• **SUPPLIED DATA**
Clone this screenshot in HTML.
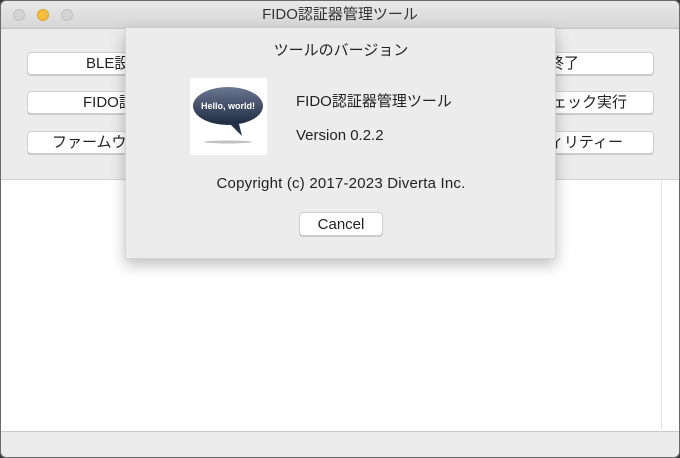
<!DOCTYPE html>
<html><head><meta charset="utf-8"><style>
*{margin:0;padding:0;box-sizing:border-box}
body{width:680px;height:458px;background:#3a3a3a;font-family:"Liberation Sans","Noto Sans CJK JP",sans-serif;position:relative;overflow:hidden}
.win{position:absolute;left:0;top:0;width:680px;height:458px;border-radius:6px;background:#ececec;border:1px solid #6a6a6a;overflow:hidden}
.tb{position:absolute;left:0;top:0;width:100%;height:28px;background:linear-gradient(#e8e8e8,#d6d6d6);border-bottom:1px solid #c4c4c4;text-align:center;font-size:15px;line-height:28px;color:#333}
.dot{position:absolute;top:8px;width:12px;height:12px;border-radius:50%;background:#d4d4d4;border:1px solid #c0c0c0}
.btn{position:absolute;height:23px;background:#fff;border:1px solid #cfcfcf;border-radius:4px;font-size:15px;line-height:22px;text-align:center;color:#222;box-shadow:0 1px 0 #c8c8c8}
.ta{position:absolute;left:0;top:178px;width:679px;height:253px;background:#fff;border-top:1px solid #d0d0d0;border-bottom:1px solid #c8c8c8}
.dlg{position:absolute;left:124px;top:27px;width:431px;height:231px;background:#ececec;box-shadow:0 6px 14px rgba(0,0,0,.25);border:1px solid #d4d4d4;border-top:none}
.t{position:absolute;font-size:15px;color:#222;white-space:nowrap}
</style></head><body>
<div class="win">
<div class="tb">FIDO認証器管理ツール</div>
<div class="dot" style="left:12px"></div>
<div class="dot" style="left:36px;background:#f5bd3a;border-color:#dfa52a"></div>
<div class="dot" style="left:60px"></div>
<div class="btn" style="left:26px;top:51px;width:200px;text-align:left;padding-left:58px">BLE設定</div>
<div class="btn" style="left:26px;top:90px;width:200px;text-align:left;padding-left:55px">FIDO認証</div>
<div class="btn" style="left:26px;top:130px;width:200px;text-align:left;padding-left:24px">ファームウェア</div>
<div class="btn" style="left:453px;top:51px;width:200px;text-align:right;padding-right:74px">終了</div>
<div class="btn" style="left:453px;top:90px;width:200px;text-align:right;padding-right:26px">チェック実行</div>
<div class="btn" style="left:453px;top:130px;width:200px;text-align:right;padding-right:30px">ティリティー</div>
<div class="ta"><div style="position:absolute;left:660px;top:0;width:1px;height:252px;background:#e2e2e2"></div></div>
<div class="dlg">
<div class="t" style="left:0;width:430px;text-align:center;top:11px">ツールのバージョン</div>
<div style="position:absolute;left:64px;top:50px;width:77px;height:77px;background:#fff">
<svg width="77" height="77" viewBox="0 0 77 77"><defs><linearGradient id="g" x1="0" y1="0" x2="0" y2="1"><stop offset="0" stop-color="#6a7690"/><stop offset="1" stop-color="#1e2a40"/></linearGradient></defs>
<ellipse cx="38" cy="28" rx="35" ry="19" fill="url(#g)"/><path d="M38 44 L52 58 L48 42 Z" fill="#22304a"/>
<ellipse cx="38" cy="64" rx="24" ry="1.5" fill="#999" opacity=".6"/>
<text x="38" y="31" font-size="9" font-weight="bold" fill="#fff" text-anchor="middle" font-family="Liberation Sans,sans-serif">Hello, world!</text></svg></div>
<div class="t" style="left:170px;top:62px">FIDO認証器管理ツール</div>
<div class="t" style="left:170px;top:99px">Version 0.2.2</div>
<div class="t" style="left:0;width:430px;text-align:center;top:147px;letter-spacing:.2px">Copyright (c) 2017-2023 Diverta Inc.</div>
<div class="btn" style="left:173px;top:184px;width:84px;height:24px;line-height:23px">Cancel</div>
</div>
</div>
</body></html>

• **EXERCISE TASK**
Without the pictures, write out the whole listing above exactly as it appears.

• **ANSWER TO THIS TASK**
Clone this screenshot in HTML.
<!DOCTYPE html>
<html><head><meta charset="utf-8"><style>
*{margin:0;padding:0;box-sizing:border-box}
body{width:680px;height:458px;background:#3a3a3a;font-family:"Liberation Sans","Noto Sans CJK JP",sans-serif;position:relative;overflow:hidden}
.win{position:absolute;left:0;top:0;width:680px;height:458px;border-radius:6px;background:#ececec;border:1px solid #6a6a6a;overflow:hidden}
.tb{position:absolute;left:0;top:0;width:100%;height:28px;background:linear-gradient(#e8e8e8,#d6d6d6);border-bottom:1px solid #c4c4c4;text-align:center;font-size:15px;line-height:28px;color:#333}
.dot{position:absolute;top:8px;width:12px;height:12px;border-radius:50%;background:#d4d4d4;border:1px solid #c0c0c0}
.btn{position:absolute;height:23px;background:#fff;border:1px solid #cfcfcf;border-radius:4px;font-size:15px;line-height:22px;text-align:center;color:#222;box-shadow:0 1px 0 #c8c8c8}
.ta{position:absolute;left:0;top:178px;width:679px;height:253px;background:#fff;border-top:1px solid #d0d0d0;border-bottom:1px solid #c8c8c8}
.dlg{position:absolute;left:124px;top:27px;width:431px;height:231px;background:#ececec;box-shadow:0 6px 14px rgba(0,0,0,.25);border:1px solid #d4d4d4;border-top:none}
.t{position:absolute;font-size:15px;color:#222;white-space:nowrap}
</style></head><body>
<div class="win">
<div class="tb">FIDO認証器管理ツール</div>
<div class="dot" style="left:12px"></div>
<div class="dot" style="left:36px;background:#f5bd3a;border-color:#dfa52a"></div>
<div class="dot" style="left:60px"></div>
<div class="btn" style="left:26px;top:51px;width:200px;text-align:left;padding-left:58px">BLE設定</div>
<div class="btn" style="left:26px;top:90px;width:200px;text-align:left;padding-left:55px">FIDO認証</div>
<div class="btn" style="left:26px;top:130px;width:200px;text-align:left;padding-left:24px">ファームウェア</div>
<div class="btn" style="left:453px;top:51px;width:200px;text-align:right;padding-right:74px">終了</div>
<div class="btn" style="left:453px;top:90px;width:200px;text-align:right;padding-right:26px">チェック実行</div>
<div class="btn" style="left:453px;top:130px;width:200px;text-align:right;padding-right:30px">ティリティー</div>
<div class="ta"><div style="position:absolute;left:660px;top:0;width:1px;height:252px;background:#e2e2e2"></div></div>
<div class="dlg">
<div class="t" style="left:0;width:430px;text-align:center;top:11px">ツールのバージョン</div>
<div style="position:absolute;left:64px;top:50px;width:77px;height:77px;background:#fff">
<svg width="77" height="77" viewBox="0 0 77 77"><defs><linearGradient id="g" x1="0" y1="0" x2="0" y2="1"><stop offset="0" stop-color="#6a7690"/><stop offset="1" stop-color="#1e2a40"/></linearGradient></defs>
<ellipse cx="38" cy="28" rx="35" ry="19" fill="url(#g)"/><path d="M38 44 L52 58 L48 42 Z" fill="#22304a"/>
<ellipse cx="38" cy="64" rx="24" ry="1.5" fill="#999" opacity=".6"/>
<text x="38" y="31" font-size="9" font-weight="bold" fill="#fff" text-anchor="middle" font-family="Liberation Sans,sans-serif">Hello, world!</text></svg></div>
<div class="t" style="left:170px;top:62px">FIDO認証器管理ツール</div>
<div class="t" style="left:170px;top:99px">Version 0.2.2</div>
<div class="t" style="left:0;width:430px;text-align:center;top:147px;letter-spacing:.2px">Copyright (c) 2017-2023 Diverta Inc.</div>
<div class="btn" style="left:173px;top:184px;width:84px;height:24px;line-height:23px">Cancel</div>
</div>
</div>
</body></html>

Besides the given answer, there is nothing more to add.